Requirement. Please report every line from the material that contains the word "screenshot".

Data section.

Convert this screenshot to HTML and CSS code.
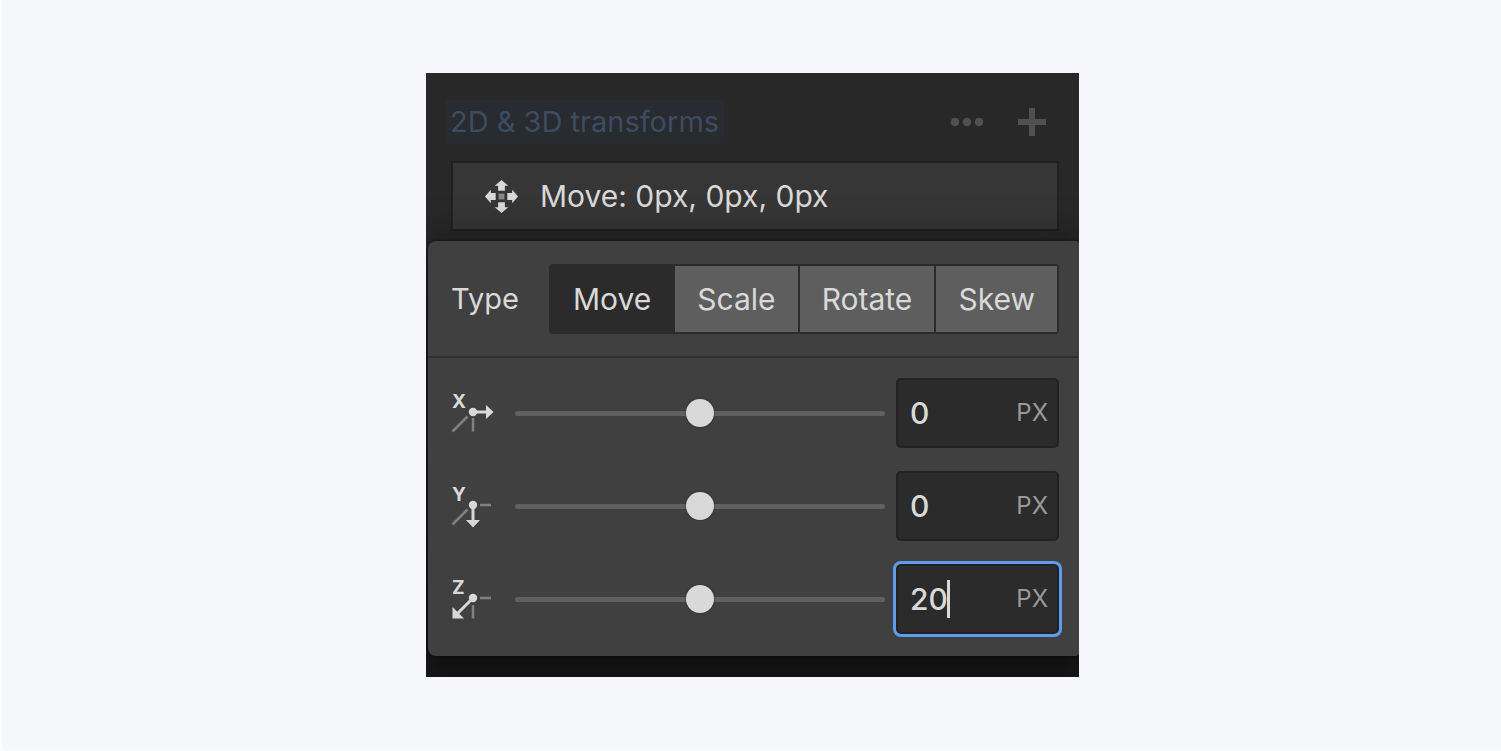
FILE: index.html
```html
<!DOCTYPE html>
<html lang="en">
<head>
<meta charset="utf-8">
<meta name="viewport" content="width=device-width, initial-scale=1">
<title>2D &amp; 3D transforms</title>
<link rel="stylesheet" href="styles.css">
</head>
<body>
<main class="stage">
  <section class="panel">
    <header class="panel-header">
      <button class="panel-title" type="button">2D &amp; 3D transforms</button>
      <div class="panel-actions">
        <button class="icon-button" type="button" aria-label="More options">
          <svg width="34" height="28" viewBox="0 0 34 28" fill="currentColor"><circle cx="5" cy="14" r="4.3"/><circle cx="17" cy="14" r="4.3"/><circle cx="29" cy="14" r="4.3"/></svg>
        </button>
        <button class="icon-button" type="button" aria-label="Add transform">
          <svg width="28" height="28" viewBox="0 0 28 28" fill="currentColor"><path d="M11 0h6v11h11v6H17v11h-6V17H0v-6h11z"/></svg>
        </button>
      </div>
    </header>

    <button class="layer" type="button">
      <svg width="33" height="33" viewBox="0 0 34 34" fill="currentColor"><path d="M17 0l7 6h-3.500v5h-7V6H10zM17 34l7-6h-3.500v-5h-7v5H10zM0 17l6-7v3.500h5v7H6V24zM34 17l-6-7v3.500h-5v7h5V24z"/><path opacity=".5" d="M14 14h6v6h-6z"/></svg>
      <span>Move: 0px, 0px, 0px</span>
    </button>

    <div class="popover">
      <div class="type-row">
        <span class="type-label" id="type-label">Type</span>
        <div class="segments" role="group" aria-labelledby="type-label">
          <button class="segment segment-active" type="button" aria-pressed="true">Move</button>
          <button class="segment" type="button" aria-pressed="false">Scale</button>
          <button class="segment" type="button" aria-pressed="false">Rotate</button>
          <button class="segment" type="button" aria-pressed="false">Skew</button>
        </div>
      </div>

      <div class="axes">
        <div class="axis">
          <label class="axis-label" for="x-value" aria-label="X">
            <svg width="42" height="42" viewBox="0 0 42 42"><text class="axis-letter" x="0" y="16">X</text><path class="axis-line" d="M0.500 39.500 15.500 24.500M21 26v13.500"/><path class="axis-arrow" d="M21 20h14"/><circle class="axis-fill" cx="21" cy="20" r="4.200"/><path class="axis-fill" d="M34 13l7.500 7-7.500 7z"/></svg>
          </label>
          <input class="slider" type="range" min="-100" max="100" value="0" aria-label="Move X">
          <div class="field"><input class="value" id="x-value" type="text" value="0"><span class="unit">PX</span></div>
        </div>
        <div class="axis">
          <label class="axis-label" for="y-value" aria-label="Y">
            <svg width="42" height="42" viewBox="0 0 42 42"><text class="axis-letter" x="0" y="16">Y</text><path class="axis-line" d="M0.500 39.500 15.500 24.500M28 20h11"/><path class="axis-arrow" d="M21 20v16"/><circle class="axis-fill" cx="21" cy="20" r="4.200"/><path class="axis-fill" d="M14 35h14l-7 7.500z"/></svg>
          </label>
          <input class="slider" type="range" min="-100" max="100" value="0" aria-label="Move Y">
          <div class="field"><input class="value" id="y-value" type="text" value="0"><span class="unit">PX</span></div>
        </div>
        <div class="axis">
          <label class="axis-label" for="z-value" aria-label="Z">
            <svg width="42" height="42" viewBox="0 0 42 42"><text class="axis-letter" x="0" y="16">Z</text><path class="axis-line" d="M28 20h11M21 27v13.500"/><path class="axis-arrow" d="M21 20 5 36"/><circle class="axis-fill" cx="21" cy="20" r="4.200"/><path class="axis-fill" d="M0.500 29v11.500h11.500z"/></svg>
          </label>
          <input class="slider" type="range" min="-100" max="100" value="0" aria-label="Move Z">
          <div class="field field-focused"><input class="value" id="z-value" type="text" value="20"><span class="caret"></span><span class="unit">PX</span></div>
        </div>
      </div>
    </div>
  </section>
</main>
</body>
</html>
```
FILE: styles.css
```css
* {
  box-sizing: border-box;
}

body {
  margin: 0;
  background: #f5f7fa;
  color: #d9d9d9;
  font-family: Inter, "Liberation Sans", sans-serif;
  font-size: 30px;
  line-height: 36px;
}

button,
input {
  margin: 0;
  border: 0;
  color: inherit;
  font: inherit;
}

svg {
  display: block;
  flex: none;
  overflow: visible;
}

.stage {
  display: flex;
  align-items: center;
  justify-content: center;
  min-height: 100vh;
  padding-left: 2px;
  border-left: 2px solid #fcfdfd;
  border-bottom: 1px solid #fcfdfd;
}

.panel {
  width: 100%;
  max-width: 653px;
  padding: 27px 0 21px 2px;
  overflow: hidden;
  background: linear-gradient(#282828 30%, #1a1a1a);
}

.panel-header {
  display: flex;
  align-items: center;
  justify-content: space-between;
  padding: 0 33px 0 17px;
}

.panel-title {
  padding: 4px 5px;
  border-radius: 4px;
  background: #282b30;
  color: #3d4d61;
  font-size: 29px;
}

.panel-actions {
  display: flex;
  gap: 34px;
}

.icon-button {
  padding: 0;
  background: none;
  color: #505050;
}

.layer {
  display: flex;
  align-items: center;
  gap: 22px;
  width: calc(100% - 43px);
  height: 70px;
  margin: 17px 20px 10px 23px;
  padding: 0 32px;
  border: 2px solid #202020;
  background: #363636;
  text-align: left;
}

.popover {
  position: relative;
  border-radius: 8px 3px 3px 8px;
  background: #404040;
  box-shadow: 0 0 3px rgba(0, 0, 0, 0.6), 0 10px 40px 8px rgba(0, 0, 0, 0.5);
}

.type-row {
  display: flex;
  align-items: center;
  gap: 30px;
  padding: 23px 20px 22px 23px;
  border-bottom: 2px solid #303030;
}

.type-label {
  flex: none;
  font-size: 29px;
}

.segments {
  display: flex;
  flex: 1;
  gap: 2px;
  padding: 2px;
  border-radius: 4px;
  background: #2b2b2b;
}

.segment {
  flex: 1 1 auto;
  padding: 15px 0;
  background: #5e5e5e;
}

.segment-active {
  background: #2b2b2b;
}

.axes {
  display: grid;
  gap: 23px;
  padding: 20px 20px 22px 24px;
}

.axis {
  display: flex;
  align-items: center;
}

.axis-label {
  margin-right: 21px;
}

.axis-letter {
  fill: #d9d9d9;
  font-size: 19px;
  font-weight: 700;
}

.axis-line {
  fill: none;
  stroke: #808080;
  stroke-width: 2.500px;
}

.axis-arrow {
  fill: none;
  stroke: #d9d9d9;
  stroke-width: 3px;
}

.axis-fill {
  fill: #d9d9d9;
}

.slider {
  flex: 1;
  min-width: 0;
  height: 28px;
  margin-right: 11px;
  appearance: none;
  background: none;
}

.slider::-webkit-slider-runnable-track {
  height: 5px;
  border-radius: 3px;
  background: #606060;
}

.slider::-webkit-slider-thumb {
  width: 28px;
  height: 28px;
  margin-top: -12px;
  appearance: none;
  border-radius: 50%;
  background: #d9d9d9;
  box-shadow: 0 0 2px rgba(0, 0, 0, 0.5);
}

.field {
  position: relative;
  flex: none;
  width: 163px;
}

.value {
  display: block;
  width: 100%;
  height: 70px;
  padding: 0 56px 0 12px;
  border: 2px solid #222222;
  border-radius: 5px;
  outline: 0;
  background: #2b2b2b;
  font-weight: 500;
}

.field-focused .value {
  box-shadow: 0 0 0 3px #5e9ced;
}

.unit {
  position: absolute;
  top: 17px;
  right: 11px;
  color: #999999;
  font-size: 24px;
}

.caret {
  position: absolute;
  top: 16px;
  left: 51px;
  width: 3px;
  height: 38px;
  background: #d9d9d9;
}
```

--

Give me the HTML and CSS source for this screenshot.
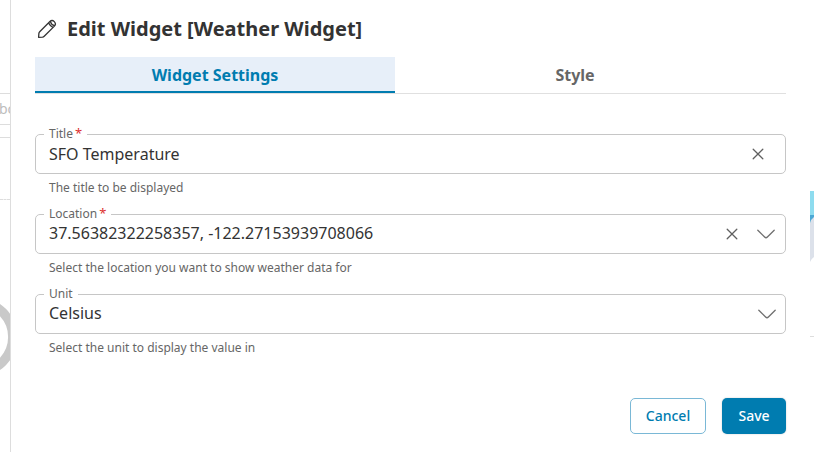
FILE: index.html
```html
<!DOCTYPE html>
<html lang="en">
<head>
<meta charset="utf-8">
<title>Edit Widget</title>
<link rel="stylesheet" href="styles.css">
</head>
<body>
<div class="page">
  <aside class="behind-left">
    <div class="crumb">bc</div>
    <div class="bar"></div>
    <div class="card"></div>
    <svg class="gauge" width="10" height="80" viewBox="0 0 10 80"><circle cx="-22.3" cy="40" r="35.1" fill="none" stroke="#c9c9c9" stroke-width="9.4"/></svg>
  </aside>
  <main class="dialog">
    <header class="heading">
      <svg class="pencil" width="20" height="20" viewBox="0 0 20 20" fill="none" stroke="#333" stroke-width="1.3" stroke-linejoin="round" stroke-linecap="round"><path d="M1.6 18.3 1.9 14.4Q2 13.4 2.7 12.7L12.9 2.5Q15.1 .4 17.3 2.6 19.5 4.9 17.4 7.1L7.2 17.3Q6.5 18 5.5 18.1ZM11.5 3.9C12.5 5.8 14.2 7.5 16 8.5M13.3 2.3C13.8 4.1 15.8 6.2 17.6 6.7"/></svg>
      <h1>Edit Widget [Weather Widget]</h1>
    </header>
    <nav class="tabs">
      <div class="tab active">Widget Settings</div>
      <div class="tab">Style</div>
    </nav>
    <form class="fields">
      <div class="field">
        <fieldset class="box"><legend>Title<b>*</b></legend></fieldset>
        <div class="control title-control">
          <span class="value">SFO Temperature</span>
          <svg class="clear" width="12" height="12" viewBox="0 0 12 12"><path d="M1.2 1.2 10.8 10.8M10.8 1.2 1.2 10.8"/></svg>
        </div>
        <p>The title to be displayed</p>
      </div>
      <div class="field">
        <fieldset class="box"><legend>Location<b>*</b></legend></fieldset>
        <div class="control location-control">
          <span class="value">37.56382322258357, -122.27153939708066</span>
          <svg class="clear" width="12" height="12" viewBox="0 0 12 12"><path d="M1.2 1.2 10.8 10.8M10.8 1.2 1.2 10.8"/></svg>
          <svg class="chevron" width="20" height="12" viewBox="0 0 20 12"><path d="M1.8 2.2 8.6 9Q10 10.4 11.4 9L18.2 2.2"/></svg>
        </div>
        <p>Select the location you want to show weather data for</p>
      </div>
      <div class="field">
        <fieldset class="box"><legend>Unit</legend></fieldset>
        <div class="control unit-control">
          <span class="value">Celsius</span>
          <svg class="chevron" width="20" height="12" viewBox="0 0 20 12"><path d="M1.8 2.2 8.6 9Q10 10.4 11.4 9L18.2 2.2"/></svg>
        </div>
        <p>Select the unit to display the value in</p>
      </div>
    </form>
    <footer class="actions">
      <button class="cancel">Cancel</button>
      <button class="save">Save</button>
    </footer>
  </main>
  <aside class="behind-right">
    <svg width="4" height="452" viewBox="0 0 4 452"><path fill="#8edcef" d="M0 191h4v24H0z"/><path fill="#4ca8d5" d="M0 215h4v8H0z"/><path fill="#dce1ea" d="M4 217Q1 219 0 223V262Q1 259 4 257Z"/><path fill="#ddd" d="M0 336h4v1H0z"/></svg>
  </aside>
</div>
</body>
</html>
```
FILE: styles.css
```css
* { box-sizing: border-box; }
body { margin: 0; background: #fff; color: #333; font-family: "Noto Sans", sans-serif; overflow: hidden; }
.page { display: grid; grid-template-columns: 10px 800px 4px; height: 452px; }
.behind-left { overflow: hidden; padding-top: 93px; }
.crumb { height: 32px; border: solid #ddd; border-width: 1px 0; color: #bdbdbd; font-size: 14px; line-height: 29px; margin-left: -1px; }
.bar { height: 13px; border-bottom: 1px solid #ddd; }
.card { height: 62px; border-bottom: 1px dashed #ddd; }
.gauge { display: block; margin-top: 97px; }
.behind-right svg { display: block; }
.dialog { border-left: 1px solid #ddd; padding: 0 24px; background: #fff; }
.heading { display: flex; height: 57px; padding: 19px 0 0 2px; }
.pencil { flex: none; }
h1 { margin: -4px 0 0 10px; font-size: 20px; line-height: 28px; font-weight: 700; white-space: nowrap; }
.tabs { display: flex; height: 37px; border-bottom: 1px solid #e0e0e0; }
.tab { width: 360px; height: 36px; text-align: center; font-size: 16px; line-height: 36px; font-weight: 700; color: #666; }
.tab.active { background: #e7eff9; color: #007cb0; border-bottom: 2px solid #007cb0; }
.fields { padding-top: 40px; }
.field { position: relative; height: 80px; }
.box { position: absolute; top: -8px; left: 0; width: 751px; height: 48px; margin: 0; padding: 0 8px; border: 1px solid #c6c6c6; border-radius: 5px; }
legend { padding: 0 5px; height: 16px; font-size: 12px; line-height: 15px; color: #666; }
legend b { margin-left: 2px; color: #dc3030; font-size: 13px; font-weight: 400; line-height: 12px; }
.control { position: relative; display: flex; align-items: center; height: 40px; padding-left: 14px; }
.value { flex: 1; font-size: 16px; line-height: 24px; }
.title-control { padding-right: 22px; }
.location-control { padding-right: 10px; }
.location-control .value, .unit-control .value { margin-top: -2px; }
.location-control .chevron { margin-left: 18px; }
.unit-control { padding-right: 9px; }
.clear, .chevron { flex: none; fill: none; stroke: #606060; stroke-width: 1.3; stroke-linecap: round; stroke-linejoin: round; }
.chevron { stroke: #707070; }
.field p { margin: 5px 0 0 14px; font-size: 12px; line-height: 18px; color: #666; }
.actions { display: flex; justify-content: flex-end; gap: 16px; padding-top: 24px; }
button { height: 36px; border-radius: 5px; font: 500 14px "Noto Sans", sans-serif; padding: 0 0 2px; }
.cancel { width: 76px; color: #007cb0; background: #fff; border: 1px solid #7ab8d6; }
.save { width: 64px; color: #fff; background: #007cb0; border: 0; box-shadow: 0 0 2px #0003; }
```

Output for this task.
Convert this screenshot to HTML and CSS code.
Give me the HTML and CSS source for this screenshot.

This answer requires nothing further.